• YOUR TASK:
Output the lines exactly, from the one where "Rebuild this screenshot" appears through the one where "The picture is" appears. Images are left out.

• WORKING DATA:
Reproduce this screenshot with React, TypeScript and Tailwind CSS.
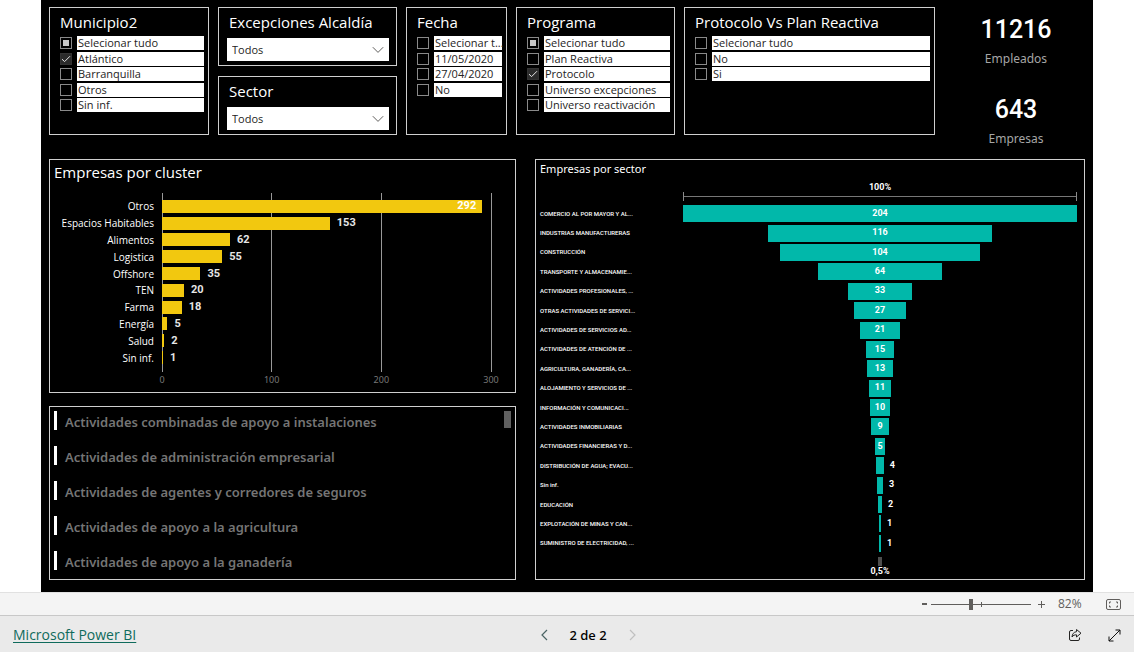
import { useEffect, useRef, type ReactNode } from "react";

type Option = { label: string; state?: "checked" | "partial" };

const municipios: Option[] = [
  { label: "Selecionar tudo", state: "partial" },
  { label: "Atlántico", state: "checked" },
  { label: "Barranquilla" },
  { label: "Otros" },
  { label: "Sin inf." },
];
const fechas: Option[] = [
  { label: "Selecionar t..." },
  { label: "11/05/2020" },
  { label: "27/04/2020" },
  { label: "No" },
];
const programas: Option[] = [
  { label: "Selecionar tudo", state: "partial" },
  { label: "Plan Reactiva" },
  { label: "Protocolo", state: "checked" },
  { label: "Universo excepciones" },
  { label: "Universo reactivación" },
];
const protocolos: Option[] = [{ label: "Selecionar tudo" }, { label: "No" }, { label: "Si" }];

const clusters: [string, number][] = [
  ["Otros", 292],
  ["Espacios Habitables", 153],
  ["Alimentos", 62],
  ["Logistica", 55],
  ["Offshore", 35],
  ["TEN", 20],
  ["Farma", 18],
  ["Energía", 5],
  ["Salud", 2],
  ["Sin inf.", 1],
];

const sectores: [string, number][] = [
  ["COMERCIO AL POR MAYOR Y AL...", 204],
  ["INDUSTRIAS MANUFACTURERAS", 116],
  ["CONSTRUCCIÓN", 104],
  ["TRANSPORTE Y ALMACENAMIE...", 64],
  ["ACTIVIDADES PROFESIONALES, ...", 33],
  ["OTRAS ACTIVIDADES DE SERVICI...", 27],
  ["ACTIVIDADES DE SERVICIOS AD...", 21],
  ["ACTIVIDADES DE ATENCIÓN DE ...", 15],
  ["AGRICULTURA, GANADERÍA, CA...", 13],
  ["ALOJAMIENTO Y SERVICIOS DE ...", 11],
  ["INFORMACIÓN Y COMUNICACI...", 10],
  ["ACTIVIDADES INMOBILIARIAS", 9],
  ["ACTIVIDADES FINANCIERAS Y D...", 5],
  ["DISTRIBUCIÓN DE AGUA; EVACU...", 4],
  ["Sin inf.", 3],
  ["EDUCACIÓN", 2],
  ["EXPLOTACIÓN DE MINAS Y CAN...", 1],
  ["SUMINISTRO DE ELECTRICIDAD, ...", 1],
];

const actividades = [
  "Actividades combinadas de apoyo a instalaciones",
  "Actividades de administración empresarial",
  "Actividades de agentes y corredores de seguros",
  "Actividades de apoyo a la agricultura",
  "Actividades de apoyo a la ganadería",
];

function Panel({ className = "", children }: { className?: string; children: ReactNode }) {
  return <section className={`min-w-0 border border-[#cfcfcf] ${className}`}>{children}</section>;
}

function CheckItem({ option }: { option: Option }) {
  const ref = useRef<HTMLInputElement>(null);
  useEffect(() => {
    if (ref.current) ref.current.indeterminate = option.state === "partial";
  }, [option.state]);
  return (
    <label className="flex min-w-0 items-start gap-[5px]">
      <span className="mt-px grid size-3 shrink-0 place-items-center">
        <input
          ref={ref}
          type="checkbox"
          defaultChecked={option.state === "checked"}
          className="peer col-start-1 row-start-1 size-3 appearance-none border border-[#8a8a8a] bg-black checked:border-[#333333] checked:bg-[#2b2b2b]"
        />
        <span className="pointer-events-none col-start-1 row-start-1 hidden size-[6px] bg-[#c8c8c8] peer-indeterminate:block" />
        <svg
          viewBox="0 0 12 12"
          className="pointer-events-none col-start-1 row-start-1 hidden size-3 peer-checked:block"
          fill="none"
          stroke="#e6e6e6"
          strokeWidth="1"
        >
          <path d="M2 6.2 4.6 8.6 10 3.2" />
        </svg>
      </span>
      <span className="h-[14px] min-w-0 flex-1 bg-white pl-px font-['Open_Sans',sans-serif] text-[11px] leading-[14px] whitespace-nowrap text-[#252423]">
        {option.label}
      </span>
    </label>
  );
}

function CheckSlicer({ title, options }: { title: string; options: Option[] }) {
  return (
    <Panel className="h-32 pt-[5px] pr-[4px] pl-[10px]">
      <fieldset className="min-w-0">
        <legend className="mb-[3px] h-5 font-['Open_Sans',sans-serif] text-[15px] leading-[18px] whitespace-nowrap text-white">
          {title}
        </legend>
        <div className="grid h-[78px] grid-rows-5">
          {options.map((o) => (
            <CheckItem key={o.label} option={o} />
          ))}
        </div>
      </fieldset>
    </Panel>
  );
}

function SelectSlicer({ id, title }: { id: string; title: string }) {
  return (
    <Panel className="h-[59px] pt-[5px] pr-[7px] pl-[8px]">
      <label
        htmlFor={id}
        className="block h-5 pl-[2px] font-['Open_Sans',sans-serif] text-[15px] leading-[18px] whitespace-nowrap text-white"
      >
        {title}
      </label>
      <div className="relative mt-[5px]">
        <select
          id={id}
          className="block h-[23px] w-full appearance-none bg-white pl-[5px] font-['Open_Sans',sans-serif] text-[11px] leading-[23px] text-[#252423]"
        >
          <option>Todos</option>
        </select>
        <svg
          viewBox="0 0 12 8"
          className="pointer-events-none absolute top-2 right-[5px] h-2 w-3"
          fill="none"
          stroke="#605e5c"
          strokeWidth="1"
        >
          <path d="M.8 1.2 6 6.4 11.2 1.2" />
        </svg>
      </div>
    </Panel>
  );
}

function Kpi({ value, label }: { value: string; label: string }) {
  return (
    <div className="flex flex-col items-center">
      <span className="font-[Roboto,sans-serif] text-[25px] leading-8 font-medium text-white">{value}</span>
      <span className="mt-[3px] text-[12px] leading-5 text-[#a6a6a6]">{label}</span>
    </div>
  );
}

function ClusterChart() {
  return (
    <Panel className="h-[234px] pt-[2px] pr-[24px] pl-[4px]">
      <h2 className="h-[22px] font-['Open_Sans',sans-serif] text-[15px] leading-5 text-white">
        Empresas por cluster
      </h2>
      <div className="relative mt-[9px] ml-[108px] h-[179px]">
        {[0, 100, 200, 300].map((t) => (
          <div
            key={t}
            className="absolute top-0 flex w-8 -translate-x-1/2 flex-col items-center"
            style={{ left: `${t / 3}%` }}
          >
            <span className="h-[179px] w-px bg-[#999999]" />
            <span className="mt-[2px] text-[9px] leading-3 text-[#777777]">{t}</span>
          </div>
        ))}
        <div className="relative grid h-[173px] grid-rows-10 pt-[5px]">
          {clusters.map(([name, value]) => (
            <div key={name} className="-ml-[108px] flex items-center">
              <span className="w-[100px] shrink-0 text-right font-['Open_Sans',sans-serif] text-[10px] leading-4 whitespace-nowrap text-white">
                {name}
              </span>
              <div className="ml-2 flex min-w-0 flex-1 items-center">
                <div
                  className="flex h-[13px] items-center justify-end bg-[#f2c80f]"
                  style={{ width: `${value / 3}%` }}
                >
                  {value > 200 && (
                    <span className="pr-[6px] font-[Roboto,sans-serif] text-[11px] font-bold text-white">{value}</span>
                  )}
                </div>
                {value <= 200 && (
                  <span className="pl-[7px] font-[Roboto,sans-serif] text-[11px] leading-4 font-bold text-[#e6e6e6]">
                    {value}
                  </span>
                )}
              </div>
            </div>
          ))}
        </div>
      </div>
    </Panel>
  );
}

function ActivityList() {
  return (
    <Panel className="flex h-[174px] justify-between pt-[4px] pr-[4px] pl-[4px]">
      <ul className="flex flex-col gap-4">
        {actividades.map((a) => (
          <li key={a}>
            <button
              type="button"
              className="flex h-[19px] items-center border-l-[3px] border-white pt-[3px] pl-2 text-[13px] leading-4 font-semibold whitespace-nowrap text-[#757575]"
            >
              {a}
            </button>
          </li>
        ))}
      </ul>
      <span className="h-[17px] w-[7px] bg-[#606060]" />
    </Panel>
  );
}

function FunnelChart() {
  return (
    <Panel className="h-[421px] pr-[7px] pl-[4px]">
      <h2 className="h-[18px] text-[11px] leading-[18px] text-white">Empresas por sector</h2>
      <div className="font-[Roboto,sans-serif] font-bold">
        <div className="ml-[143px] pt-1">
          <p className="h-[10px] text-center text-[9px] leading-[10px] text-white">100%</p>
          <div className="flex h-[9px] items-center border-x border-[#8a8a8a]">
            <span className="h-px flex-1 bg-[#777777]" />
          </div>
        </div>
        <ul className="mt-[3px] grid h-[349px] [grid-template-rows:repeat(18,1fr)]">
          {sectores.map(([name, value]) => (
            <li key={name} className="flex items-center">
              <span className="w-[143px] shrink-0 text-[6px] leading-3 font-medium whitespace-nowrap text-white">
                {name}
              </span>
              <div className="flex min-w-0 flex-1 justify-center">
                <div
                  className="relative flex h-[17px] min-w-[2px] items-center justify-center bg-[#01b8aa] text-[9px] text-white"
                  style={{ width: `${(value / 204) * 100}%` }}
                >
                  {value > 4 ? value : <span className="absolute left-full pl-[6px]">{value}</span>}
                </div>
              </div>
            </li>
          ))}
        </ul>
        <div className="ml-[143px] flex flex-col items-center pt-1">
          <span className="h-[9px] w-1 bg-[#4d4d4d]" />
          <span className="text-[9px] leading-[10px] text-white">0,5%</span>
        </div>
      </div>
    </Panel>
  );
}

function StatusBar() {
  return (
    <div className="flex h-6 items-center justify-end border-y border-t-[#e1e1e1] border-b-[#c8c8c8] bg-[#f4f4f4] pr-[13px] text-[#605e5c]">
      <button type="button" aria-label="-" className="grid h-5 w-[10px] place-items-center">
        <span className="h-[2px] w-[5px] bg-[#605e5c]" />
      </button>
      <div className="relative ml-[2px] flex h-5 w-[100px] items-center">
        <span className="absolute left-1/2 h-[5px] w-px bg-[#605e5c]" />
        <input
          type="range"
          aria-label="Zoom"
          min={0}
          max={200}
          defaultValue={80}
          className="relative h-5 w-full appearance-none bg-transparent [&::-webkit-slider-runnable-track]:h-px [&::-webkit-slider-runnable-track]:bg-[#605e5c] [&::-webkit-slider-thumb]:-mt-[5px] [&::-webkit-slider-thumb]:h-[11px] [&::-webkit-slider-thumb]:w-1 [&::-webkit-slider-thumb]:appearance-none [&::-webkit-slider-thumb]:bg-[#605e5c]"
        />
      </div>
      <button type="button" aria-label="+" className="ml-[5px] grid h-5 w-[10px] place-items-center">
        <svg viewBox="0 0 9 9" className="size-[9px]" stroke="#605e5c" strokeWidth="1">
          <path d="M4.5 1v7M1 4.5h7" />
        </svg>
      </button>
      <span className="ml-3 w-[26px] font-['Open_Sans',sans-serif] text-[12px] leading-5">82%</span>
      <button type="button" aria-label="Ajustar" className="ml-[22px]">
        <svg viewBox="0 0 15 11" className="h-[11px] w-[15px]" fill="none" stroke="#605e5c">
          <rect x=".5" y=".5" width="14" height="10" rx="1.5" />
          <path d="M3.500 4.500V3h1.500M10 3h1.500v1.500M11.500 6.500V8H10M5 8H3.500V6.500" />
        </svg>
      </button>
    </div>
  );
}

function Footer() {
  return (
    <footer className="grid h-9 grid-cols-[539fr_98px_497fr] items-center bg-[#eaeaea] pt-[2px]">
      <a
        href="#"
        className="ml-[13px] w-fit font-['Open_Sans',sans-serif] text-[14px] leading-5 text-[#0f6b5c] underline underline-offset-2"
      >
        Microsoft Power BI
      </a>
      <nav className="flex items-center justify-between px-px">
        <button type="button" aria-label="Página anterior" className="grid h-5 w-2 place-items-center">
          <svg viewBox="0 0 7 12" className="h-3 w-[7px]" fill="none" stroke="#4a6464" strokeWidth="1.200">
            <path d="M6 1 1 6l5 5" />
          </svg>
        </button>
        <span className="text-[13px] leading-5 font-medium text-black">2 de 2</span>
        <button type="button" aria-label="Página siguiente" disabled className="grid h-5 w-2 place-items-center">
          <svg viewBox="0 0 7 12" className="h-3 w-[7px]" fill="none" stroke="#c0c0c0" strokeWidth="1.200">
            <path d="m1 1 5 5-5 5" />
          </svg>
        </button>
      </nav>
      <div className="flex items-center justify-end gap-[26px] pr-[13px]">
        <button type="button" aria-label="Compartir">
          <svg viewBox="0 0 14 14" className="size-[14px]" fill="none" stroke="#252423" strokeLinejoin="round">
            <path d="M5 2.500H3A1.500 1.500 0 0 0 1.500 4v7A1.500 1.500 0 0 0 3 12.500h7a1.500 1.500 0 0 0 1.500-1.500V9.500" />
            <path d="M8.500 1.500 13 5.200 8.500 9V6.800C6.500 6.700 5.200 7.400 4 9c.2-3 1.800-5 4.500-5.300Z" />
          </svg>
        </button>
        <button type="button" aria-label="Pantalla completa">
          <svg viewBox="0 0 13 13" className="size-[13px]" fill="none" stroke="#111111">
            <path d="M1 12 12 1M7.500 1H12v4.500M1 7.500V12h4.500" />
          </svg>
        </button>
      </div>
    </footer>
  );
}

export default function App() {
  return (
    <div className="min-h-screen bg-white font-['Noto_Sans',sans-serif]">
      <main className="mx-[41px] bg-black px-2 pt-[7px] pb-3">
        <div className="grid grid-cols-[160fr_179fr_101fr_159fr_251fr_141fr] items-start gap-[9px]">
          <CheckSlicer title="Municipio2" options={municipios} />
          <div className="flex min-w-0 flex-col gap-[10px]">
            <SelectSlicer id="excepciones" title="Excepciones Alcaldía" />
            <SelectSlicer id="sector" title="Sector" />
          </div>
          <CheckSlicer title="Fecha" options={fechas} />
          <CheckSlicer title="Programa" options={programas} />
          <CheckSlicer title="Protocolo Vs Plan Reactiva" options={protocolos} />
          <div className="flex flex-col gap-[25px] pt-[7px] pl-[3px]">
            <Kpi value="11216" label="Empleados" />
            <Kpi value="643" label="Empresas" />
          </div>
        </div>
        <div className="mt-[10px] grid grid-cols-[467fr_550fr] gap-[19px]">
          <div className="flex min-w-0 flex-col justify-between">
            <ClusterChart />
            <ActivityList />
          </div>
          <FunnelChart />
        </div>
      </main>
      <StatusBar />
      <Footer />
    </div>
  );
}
==
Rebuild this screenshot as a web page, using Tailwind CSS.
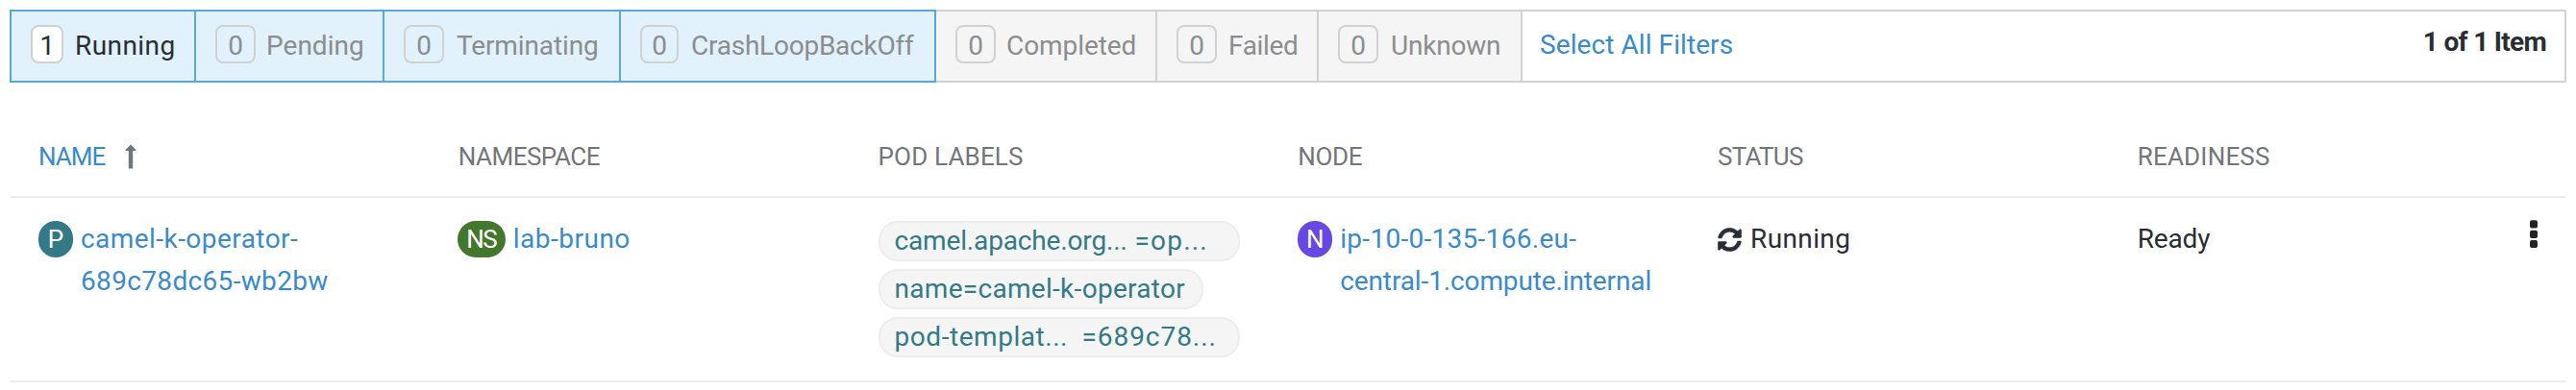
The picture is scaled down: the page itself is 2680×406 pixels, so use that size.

• SOLUTION BELOW:
Rebuild this screenshot as a web page, using Tailwind CSS.
The picture is scaled down: the page itself is 2680×406 pixels, so use that size.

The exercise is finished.